For artists in Durham Region who want a beauty career with room to grow, lash services can be a smart addition. The demand is there, but so is the expectation for quality. Clients are more informed than they used to be. They notice poor retention, heavy application, and rushed work. They also notice when an artist is skilled, modern, and genuinely invested in results.
Expect a learning curve, not instant mastery
One of the most helpful mindset shifts is accepting that becoming a lash artist is not a one-week transformation. Certification gives you a starting point. Experience shapes you into a professional.
Some weeks you will feel proud of your progress. Other weeks you will question your timing, your photos, or your retention. That does not mean you are failing. It usually means you are paying attention. The key is to keep tightening your technique instead of rushing ahead.

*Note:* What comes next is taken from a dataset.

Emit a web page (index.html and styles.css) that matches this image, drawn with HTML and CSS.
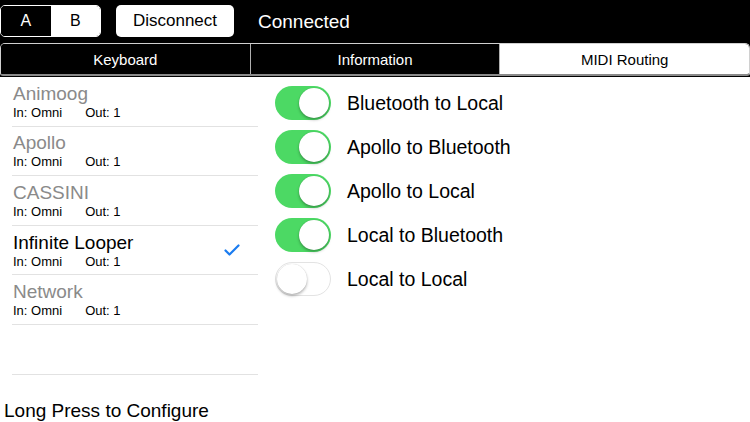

If you stay committed to clean application, strong education, and a client experience that feels polished from start to finish, you give yourself a real chance to build something lasting. Beauty careers are rarely built on talent alone. They are built on repetition, standards, and the decision to keep getting better every time you pick up your tweezers.
If lashes are the work you keep coming back to, that instinct is worth listening to - then backing up with proper training, real practice, and the kind of professionalism clients remember.